Seventy percent of women with the most common form of early breast cancer can avoid chemotherapy after surgery, according to a landmark Phase 3 clinical trial.
The trial’s results, “Adjuvant Chemotherapy Guided by a 21-Gene Expression Assay in Breast Cancer,” were published in the New England Journal of Medicine.
Women with early stage breast cancer long have been treated with aggressive therapies, such as chemotherapy, in addition to hormone therapy. But in the past few years, many researchers have come to understand that not all patients benefit from chemotherapy.
The development of Oncotype DX Breast Recurrence Score test has changed the standard of care for many breast cancer patients. The test consists of a tumor biopsy that looks at 21 tumor genes associated with a high likelihood of recurrence, giving it a score from one to 100 for its risk of spreading elsewhere and returning.
In 2004, a study called NSABP B-20 showed this test could successfully predict not only cancer recurrence, but also the benefit from adjuvant chemotherapy in women with early-stage breast cancer. Women with low recurrence scores (0-10) showed little to no benefit from chemotherapy, while those with high recurrence scores (26 or more) clearly benefited from it.
Since then, women with a low score typically receive hormone therapy alone and those with a high score receive hormone therapy and chemotherapy.
However, most women with early-stage breast cancer fall between these two points, with an intermediate risk (a score of 11-25), where the benefits of chemotherapy are still uncertain and treatment decisions are more challenging.
To clarify whether these patients (with intermediate scores) would benefit from adjuvant chemotherapy after surgery, the ECOG-ACRIN Cancer Research Group designed and led a Phase 3 clinical trial called Trial Assigning Individualized Options for Treatment (Rx), or TAILORx (NCT00310180).
TAILORx, sponsored by the National Cancer Institute (NCI), enrolled 10,253 women with the most common form of early breast cancer hormone-receptor positive, HER2-negative cancer that had not spread to the axillary lymph nodes — in more than 1,200 trial sites from six countries, being the largest breast cancer treatment trial ever conducted.
The Oncotype DX Breast Recurrence Score test was performed in all patients, and of the 9,719 eligible patients with follow-up information, 6,711 (69%) had a mid-range recurrence score of 11-25. These patients were randomly assigned to receive hormone therapy alone, or hormone therapy and chemotherapy and followed-up for a median of nine years.
Nine years after initial treatment, 83.3% of those treated with hormone therapy alone, and 84.3% in the combination therapy group, were cancer-free. Also, 93.9% of those in the single therapy group and 93.8% percent of those treated with combination therapy were alive.
These results showed no benefit from adding chemotherapy to hormone therapy in women with an intermediate recurrence score.

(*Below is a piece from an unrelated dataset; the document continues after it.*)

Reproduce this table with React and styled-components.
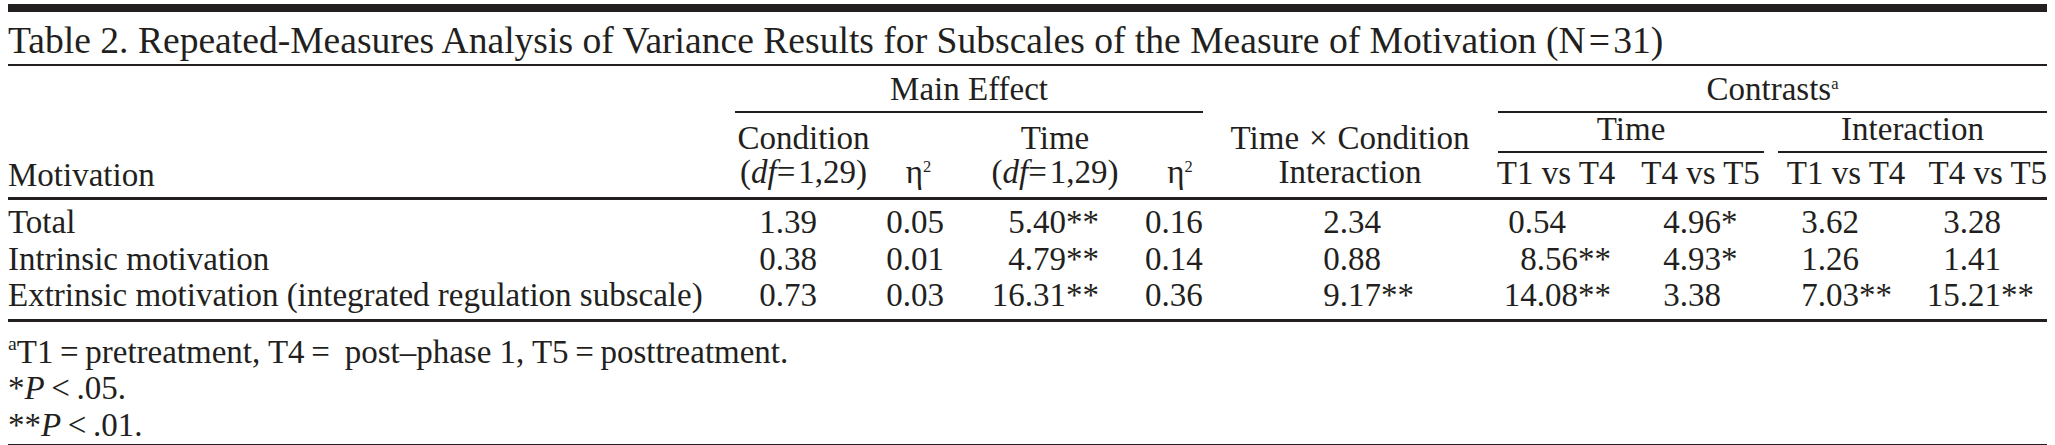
import React from 'react';
import styled, { createGlobalStyle } from 'styled-components';

const INK = '#231f20';

const GlobalStyle = createGlobalStyle`
  html, body {
    margin: 0;
    padding: 0;
    background: #ffffff;
  }
  body {
    font-family: "Liberation Serif", "Times New Roman", serif;
    color: ${INK};
  }
`;

const Page = styled.div`
  padding: 4px 8px 0 8px;
`;

const TopBar = styled.div`
  height: 8px;
  background: ${INK};
`;

const Title = styled.div`
  font-size: 37.6px;
  line-height: 46px;
  padding-top: 6px;
  border-bottom: 2px solid ${INK};
  white-space: nowrap;
`;

const Table = styled.table`
  width: 100%;
  table-layout: fixed;
  border-collapse: collapse;
  font-size: 33px;

  thead {
    border-bottom: 3px solid ${INK};
  }
  tbody {
    border-bottom: 3px solid ${INK};
  }
  tbody tr:first-child td {
    padding-top: 4px;
  }
  tbody tr:last-child td {
    padding-bottom: 5px;
  }
`;

const Col = styled.col`
  width: ${(p) => p.$w}px;
`;

const Th = styled.th`
  font-weight: normal;
  white-space: nowrap;
  vertical-align: bottom;
  text-align: ${(p) => p.$align || 'center'};
  line-height: ${(p) => p.$lh || 33}px;
  padding: ${(p) => p.$pt || 0}px 0 ${(p) => p.$pb || 0}px 0;
`;

const Rule = styled.div`
  border-bottom: 2px solid ${INK};
  text-align: center;
  padding-bottom: ${(p) => p.$pb || 0}px;
  margin-left: ${(p) => p.$ml || 0}px;
  margin-right: ${(p) => p.$mr || 0}px;
`;

const Label = styled.td`
  text-align: left;
  line-height: 36.5px;
  white-space: nowrap;
  padding: 0;
`;

const Num = styled.td`
  text-align: right;
  line-height: 36.5px;
  white-space: nowrap;
  padding: 0 ${(p) => p.$pr}px 0 0;
`;

const Stars = styled.span`
  display: inline-block;
  width: 0;
  white-space: nowrap;
`;

const Sup = styled.sup`
  font-size: ${(p) => p.$size || 0.5}em;
  line-height: 0;
  vertical-align: 0.65em;
`;

const I = styled.i`
  font-style: italic;
`;

const Op = styled.span`
  margin: 0 0.3em;
`;

const Notes = styled.div`
  font-size: 33px;
  line-height: 36.5px;
  padding: 12px 0 1px 0;
  border-bottom: 2px solid ${INK};
`;

const Note = styled.div`
  white-space: nowrap;
`;

const cols = [727, 137, 93, 180, 70, 270, 142, 147, 144, 129];
// distance from the right edge of each value column to the last digit
const pads = [55, 21, 79, 15, 104, 49, 53, 59, 46];

const rows = [
  {
    label: 'Total',
    values: ['1.39', '0.05', '5.40**', '0.16', '2.34', '0.54', '4.96*', '3.62', '3.28'],
    shift: { 5: 12 },
  },
  {
    label: 'Intrinsic motivation',
    values: ['0.38', '0.01', '4.79**', '0.14', '0.88', '8.56**', '4.93*', '1.26', '1.41'],
  },
  {
    label: 'Extrinsic motivation (integrated regulation subscale)',
    values: ['0.73', '0.03', '16.31**', '0.36', '9.17**', '14.08**', '3.38', '7.03**', '15.21**'],
  },
];

const Value = ({ text, pr }) => {
  const m = text.match(/^([\d.]+)(\**)$/);
  return (
    <Num $pr={pr}>
      {m[1]}
      <Stars>{m[2]}</Stars>
    </Num>
  );
};

const Df = () => (
  <>
    (<I>df</I>=&#8202;1,29)
  </>
);

export default function App() {
  return (
    <>
      <GlobalStyle />
      <Page>
        <TopBar />
        <Title>
          Table 2. Repeated-Measures Analysis of Variance Results for Subscales of the Measure of
          Motivation (N&#8202;=&#8202;31)
        </Title>
        <Table>
          <colgroup>
            {cols.map((w, i) => (
              <Col key={i} $w={w} />
            ))}
          </colgroup>
          <thead>
            <tr>
              <Th rowSpan={3} $align="left" $pb={5}>
                Motivation
              </Th>
              <Th colSpan={4} $pt={7}>
                <Rule $mr={12} $pb={5}>
                  Main Effect
                </Rule>
              </Th>
              <Th rowSpan={3} $lh={34} $pb={8}>
                Time<Op>×</Op>Condition
                <br />
                Interaction
              </Th>
              <Th colSpan={4} $pt={7}>
                <Rule $ml={13} $pb={5}>
                  Contrasts<Sup>a</Sup>
                </Rule>
              </Th>
            </tr>
            <tr>
              <Th rowSpan={2} $lh={34} $pb={8}>
                Condition
                <br />
                <Df />
              </Th>
              <Th rowSpan={2} $lh={34} $pb={8}>
                η<Sup>2</Sup>
              </Th>
              <Th rowSpan={2} $lh={34} $pb={8}>
                Time
                <br />
                <Df />
              </Th>
              <Th rowSpan={2} $lh={34} $pb={8}>
                η<Sup>2</Sup>
              </Th>
              <Th colSpan={2}>
                <Rule $ml={13} $mr={10} $pb={5}>
                  Time
                </Rule>
              </Th>
              <Th colSpan={2}>
                <Rule $ml={4} $pb={5}>
                  Interaction
                </Rule>
              </Th>
            </tr>
            <tr>
              <Th $pt={4} $pb={7}>T1 vs T4</Th>
              <Th $pt={4} $pb={7}>T4 vs T5</Th>
              <Th $pt={4} $pb={7}>T1 vs T4</Th>
              <Th $pt={4} $pb={7} $align="right">T4 vs T5</Th>
            </tr>
          </thead>
          <tbody>
            {rows.map((r) => (
              <tr key={r.label}>
                <Label>{r.label}</Label>
                {r.values.map((v, i) => (
                  <Value key={i} text={v} pr={pads[i] + ((r.shift && r.shift[i]) || 0)} />
                ))}
              </tr>
            ))}
          </tbody>
        </Table>
        <Notes>
          <Note>
            <Sup $size={0.6}>a</Sup>T1&#8201;=&#8201;pretreatment, T4&#8201;=&#8201; post–phase 1, T5&#8201;=&#8201;posttreatment.
          </Note>
          <Note>
            *<I>P</I>&#8201;&lt;&#8201;.05.
          </Note>
          <Note>
            **<I>P</I>&#8201;&lt;&#8201;.01.
          </Note>
        </Notes>
      </Page>
    </>
  );
}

“These findings, showing no benefit from receiving chemotherapy plus hormone therapy for most patients in this intermediate-risk group, will go a long way to support oncologists and patients in decisions about the best course of treatment,” Jeffrey Abrams, associate director of NCI’s Cancer Therapy Evaluation Program, said in a press release.
However, some benefit of chemotherapy was found in women 50 years or younger with a recurrence score of 16-25, which means that subsequent chemotherapy may be considered in these cases.
Women with low scores (0-10) received hormone therapy alone and had very low cancer recurrence after nine years (3%), supporting previous findings showing that chemotherapy adds no benefit in these patients.
On the other hand, women with a score of 26-100 were treated with both hormone therapy and chemotherapy, and showed a distant recurrence rate of 13%, indicating the need to develop more effective therapies for women with a high risk of recurrence.
According to the investigators, the results of the TAILORx study suggest that chemotherapy may be avoided in about 70% of women with this type of early-stage breast cancer, including those with a score of 0-10 (16%), those 50 years old or younger with a recurrence score of 11-15 (8%), and those older than 50 with a recurrence score of 11-25 (45%).
“These data confirm that using a 21-gene expression test to assess the risk of cancer recurrence can spare women unnecessary treatment if the test indicates that chemotherapy is not likely to provide benefit,” added Joseph A. Sparano, the study’s lead author and vice chair of the ECOG-ACRIN Cancer Research Group.
The TAILORx results were presented earlier this month at the 2018 American Society of Clinical Oncology (ASCO) annual meeting in Chicago.